DATA SECTION.
(begin)

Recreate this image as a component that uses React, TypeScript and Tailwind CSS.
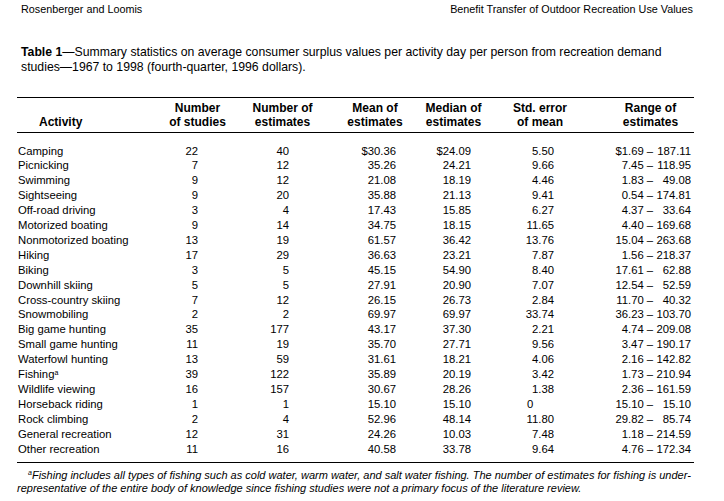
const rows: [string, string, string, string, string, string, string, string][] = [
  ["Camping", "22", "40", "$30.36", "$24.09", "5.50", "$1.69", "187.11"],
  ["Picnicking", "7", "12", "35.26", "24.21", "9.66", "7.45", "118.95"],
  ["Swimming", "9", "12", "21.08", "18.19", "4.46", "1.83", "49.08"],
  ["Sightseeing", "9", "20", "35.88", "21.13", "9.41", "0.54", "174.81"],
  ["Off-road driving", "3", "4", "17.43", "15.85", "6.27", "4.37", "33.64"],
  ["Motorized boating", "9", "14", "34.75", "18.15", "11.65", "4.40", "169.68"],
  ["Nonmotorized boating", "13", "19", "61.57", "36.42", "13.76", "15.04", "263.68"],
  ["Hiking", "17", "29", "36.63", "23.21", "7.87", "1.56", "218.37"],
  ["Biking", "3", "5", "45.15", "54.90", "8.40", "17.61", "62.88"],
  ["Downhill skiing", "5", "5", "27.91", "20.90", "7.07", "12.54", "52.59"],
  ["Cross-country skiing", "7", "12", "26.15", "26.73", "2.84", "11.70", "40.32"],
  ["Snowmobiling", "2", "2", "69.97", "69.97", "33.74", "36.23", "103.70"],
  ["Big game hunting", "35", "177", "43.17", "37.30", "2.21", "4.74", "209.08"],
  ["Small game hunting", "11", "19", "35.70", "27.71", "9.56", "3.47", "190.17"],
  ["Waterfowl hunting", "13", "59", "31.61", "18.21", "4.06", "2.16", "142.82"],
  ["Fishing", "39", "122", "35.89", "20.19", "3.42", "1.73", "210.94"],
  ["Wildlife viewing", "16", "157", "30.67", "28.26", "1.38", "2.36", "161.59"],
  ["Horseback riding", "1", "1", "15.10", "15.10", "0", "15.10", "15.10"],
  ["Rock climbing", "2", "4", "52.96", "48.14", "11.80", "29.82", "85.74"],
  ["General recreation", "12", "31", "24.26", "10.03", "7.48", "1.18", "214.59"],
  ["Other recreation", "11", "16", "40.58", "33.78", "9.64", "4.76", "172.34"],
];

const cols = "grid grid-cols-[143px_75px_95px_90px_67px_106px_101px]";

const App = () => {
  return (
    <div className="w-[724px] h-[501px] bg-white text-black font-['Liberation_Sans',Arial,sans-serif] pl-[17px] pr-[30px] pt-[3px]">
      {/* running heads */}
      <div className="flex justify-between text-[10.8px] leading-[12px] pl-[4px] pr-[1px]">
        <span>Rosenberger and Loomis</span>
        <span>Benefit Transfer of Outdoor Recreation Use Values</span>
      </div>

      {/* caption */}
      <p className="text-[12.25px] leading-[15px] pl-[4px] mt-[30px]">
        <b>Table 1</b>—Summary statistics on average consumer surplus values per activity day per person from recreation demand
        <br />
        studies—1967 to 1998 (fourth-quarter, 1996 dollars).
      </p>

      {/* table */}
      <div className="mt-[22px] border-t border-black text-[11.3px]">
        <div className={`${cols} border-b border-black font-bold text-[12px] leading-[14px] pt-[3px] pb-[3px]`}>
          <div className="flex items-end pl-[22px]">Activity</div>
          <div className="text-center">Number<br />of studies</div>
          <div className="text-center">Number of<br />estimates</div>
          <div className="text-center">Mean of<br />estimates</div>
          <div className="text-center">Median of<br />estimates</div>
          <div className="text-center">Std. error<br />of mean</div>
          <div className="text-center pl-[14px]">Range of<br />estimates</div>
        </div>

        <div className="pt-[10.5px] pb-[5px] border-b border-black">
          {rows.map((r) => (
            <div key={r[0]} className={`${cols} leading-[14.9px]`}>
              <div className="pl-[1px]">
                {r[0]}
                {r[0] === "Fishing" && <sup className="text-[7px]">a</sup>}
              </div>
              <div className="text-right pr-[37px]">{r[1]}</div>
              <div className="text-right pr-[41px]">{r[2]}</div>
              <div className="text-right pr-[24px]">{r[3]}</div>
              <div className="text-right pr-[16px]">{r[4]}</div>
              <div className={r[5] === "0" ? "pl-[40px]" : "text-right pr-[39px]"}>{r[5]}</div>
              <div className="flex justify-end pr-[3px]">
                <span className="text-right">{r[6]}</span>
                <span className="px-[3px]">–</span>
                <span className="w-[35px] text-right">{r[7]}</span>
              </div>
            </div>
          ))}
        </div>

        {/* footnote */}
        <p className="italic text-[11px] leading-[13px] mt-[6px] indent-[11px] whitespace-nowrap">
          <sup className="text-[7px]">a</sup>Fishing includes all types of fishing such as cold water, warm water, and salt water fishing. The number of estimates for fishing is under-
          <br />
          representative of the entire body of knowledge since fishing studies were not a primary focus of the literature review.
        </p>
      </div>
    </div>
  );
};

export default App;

(end)

GOAL. Images in the data above are to be skipped. Retype all other material exactly.

IN RESPONSE.
Recreate this image as a component that uses React, TypeScript and Tailwind CSS.
const rows: [string, string, string, string, string, string, string, string][] = [
  ["Camping", "22", "40", "$30.36", "$24.09", "5.50", "$1.69", "187.11"],
  ["Picnicking", "7", "12", "35.26", "24.21", "9.66", "7.45", "118.95"],
  ["Swimming", "9", "12", "21.08", "18.19", "4.46", "1.83", "49.08"],
  ["Sightseeing", "9", "20", "35.88", "21.13", "9.41", "0.54", "174.81"],
  ["Off-road driving", "3", "4", "17.43", "15.85", "6.27", "4.37", "33.64"],
  ["Motorized boating", "9", "14", "34.75", "18.15", "11.65", "4.40", "169.68"],
  ["Nonmotorized boating", "13", "19", "61.57", "36.42", "13.76", "15.04", "263.68"],
  ["Hiking", "17", "29", "36.63", "23.21", "7.87", "1.56", "218.37"],
  ["Biking", "3", "5", "45.15", "54.90", "8.40", "17.61", "62.88"],
  ["Downhill skiing", "5", "5", "27.91", "20.90", "7.07", "12.54", "52.59"],
  ["Cross-country skiing", "7", "12", "26.15", "26.73", "2.84", "11.70", "40.32"],
  ["Snowmobiling", "2", "2", "69.97", "69.97", "33.74", "36.23", "103.70"],
  ["Big game hunting", "35", "177", "43.17", "37.30", "2.21", "4.74", "209.08"],
  ["Small game hunting", "11", "19", "35.70", "27.71", "9.56", "3.47", "190.17"],
  ["Waterfowl hunting", "13", "59", "31.61", "18.21", "4.06", "2.16", "142.82"],
  ["Fishing", "39", "122", "35.89", "20.19", "3.42", "1.73", "210.94"],
  ["Wildlife viewing", "16", "157", "30.67", "28.26", "1.38", "2.36", "161.59"],
  ["Horseback riding", "1", "1", "15.10", "15.10", "0", "15.10", "15.10"],
  ["Rock climbing", "2", "4", "52.96", "48.14", "11.80", "29.82", "85.74"],
  ["General recreation", "12", "31", "24.26", "10.03", "7.48", "1.18", "214.59"],
  ["Other recreation", "11", "16", "40.58", "33.78", "9.64", "4.76", "172.34"],
];

const cols = "grid grid-cols-[143px_75px_95px_90px_67px_106px_101px]";

const App = () => {
  return (
    <div className="w-[724px] h-[501px] bg-white text-black font-['Liberation_Sans',Arial,sans-serif] pl-[17px] pr-[30px] pt-[3px]">
      {/* running heads */}
      <div className="flex justify-between text-[10.8px] leading-[12px] pl-[4px] pr-[1px]">
        <span>Rosenberger and Loomis</span>
        <span>Benefit Transfer of Outdoor Recreation Use Values</span>
      </div>

      {/* caption */}
      <p className="text-[12.25px] leading-[15px] pl-[4px] mt-[30px]">
        <b>Table 1</b>—Summary statistics on average consumer surplus values per activity day per person from recreation demand
        <br />
        studies—1967 to 1998 (fourth-quarter, 1996 dollars).
      </p>

      {/* table */}
      <div className="mt-[22px] border-t border-black text-[11.3px]">
        <div className={`${cols} border-b border-black font-bold text-[12px] leading-[14px] pt-[3px] pb-[3px]`}>
          <div className="flex items-end pl-[22px]">Activity</div>
          <div className="text-center">Number<br />of studies</div>
          <div className="text-center">Number of<br />estimates</div>
          <div className="text-center">Mean of<br />estimates</div>
          <div className="text-center">Median of<br />estimates</div>
          <div className="text-center">Std. error<br />of mean</div>
          <div className="text-center pl-[14px]">Range of<br />estimates</div>
        </div>

        <div className="pt-[10.5px] pb-[5px] border-b border-black">
          {rows.map((r) => (
            <div key={r[0]} className={`${cols} leading-[14.9px]`}>
              <div className="pl-[1px]">
                {r[0]}
                {r[0] === "Fishing" && <sup className="text-[7px]">a</sup>}
              </div>
              <div className="text-right pr-[37px]">{r[1]}</div>
              <div className="text-right pr-[41px]">{r[2]}</div>
              <div className="text-right pr-[24px]">{r[3]}</div>
              <div className="text-right pr-[16px]">{r[4]}</div>
              <div className={r[5] === "0" ? "pl-[40px]" : "text-right pr-[39px]"}>{r[5]}</div>
              <div className="flex justify-end pr-[3px]">
                <span className="text-right">{r[6]}</span>
                <span className="px-[3px]">–</span>
                <span className="w-[35px] text-right">{r[7]}</span>
              </div>
            </div>
          ))}
        </div>

        {/* footnote */}
        <p className="italic text-[11px] leading-[13px] mt-[6px] indent-[11px] whitespace-nowrap">
          <sup className="text-[7px]">a</sup>Fishing includes all types of fishing such as cold water, warm water, and salt water fishing. The number of estimates for fishing is under-
          <br />
          representative of the entire body of knowledge since fishing studies were not a primary focus of the literature review.
        </p>
      </div>
    </div>
  );
};

export default App;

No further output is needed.